I have been feeling a lot of sadness and anger lately, and not sure where it was coming from. My therapist helped me with guided imagery at our last session, and it really helped me to see who my anger was directed at all of this time. She had me close my eyes and describe what my anger looked like. I said that it looked like a humongous, grey, sludge-like pulsing mass. Then she asked me whose face I saw when I looked at it. I said that I saw my own face. She then told me to pull myself out of the sludge. When I did this, I could very clearly see the two faces of my rapists, and behind them, my father was left. She then said that all of this time, those were the people who hid behind me, and let me take the blame, and so I took all of that anger out on myself. When I would say that I felt fat, that was really me saying how angry I was, and that was ultimately what the suicide attempt was about... my own self loathing and anger at myself.
Now that I don't have the eating disorder to help mask all of these emotions, they are rising to the surface, and can be very overwhelming. That is one of the reasons I had a panic attack on the day of the suicide attempt. All of that really made so much sense to me, and just knowing where the anger was coming from and who I needed to direct the anger at helped me to understand my own feelings. Now the anger doesn't seem so big somehow, and that is a huge relief.

A Child's Rage

I'm drowning
in painful sorrow and rage
Choking on the bitter bile of hate
My lungs closed tight with fear
Why couldn't I be saved
by my father right upstairs?
Why couldn't my mother
know that I was scared?
Why couldn't God
hear my prayers?
Childish thoughts
left hanging in the air
The blame and shame
I took on as my own
and now that I am grown,
the anger tries to hide
behind the shadow of a little girl
and I took it out on her
I just wanted her to die

Angela Minard 2009©

Tuesday, February 3, 2009

The Path Forward

The next path down the long and winding road. Pictures, Images and Photos

Every day I wake up with a sense of fear and dread, but I can't really pin down any reasons for why I feel this way.
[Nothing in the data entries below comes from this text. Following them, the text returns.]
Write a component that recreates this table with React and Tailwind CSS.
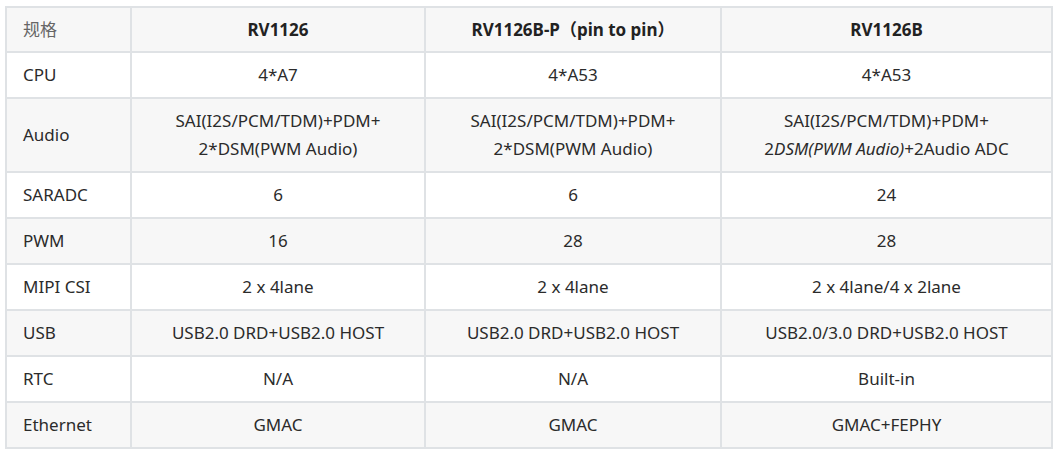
const header = ["规格", "RV1126", "RV1126B-P（pin to pin）", "RV1126B"];

const rows = [
  ["CPU", "4*A7", "4*A53", "4*A53"],
  [
    "Audio",
    <>SAI(I2S/PCM/TDM)+PDM+<br />2*DSM(PWM Audio)</>,
    <>SAI(I2S/PCM/TDM)+PDM+<br />2*DSM(PWM Audio)</>,
    <>SAI(I2S/PCM/TDM)+PDM+<br />2<i>DSM(PWM Audio)</i>+2Audio ADC</>,
  ],
  ["SARADC", "6", "6", "24"],
  ["PWM", "16", "28", "28"],
  ["MIPI CSI", "2 x 4lane", "2 x 4lane", "2 x 4lane/4 x 2lane"],
  ["USB", "USB2.0 DRD+USB2.0 HOST", "USB2.0 DRD+USB2.0 HOST", "USB2.0/3.0 DRD+USB2.0 HOST"],
  ["RTC", "N/A", "N/A", "Built-in"],
  ["Ethernet", "GMAC", "GMAC", "GMAC+FEPHY"],
];

export default function App() {
  return (
    <div
      className="bg-white w-[1057px] h-[455px] pt-[6px] pl-[5px] text-[17px] text-[#2b2b2b]"
      style={{ fontFamily: '"Noto Sans", "Open Sans", "Noto Sans CJK SC", sans-serif' }}
    >
      <table className="table-fixed border-collapse w-[1046px]">
        <colgroup>
          <col className="w-[125px]" />
          <col className="w-[294px]" />
          <col className="w-[296px]" />
          <col className="w-[331px]" />
        </colgroup>
        <thead>
          <tr className="bg-[#f7f7f7]">
            {header.map((h, i) => (
              <th
                key={i}
                className={
                  "border-2 border-[#dfe2e5] px-4 py-2 leading-[27px] " +
                  (i === 0 ? "text-left font-normal text-[#666]" : "text-center font-bold text-[#222]")
                }
              >
                {h}
              </th>
            ))}
          </tr>
        </thead>
        <tbody>
          {rows.map((r, ri) => (
            <tr key={ri} className={ri % 2 === 1 ? "bg-[#f7f7f7]" : "bg-white"}>
              {r.map((c, ci) => (
                <td
                  key={ci}
                  className={
                    "border-2 border-[#dfe2e5] px-4 py-2 leading-[28px] " +
                    (ci === 0 ? "text-left" : "text-center")
                  }
                >
                  {c}
                </td>
              ))}
            </tr>
          ))}
        </tbody>
      </table>
    </div>
  );
}
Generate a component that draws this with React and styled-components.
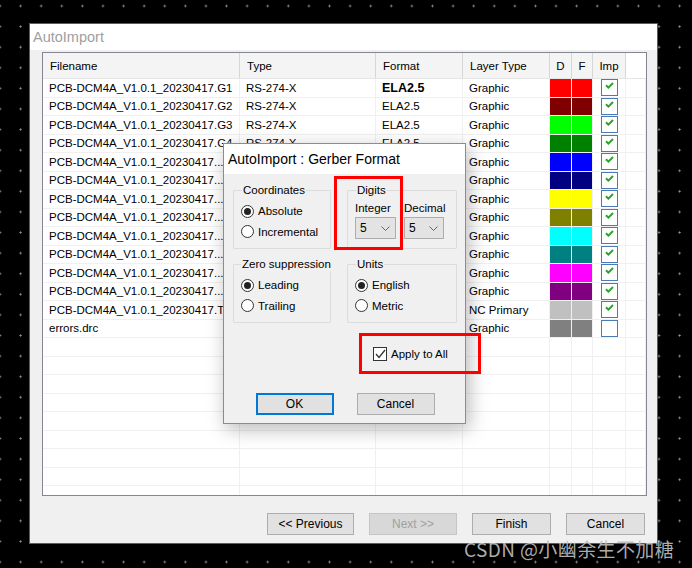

In fact I have many feelings that I seem unable to explain. On Saturday, I was feeling so sad, and then out of the blue came feelings of agitation and anger which I ended up taking out on some dishes that I was washing. These feelings come bubbling up to the surface and then I'm not sure what to do with them. The anger confuses me because it has no direction in which to go, and I don't want to take it out on my family, so I end up turning it inward. Maybe I just need a sturdy punching bag and some boxing gloves! Each day that I get through is a victory at this point. The thoughts of self harm are still there, but I'm able to push them down by thinking of my children and those I love. They are what keep me going right now. What scares me is the fact that my suicide attempt was impulsive and brought on by fear and panic. Yes, I had those thoughts before my attempt, but I never believed that I could actually ever carry those thoughts into action. Maybe that is where the sense of fear and dread come from. I'm afraid that I don't know how to live. I'm trying though. I'm trying to eat, although it has been difficult because I don't have an appetite at all. I'm also trying to get regular exercise because I know that it does help with the depression. My psychiatrist changed my meds, so now along with the Abilify, I'm also taking Lamictal, which is used as a mood stabilizer in treating bipolar disorder. It is supposed to help with the depression, so I'm really hoping that it does. I'm not worked up to a therapeutic dose yet, so it is hard to know if it is going to help. Work has been okay. My concentration and focus aren't all there, but it does seem greatly improved compared to last week, which actually seems like a blur to me now. My brother sent me a card yesterday, and in it, he wrote, "Sometimes you have to take one step backwards so you can see the path that goes forward." So, I will keep moving forward, even if it is only one baby step at a time.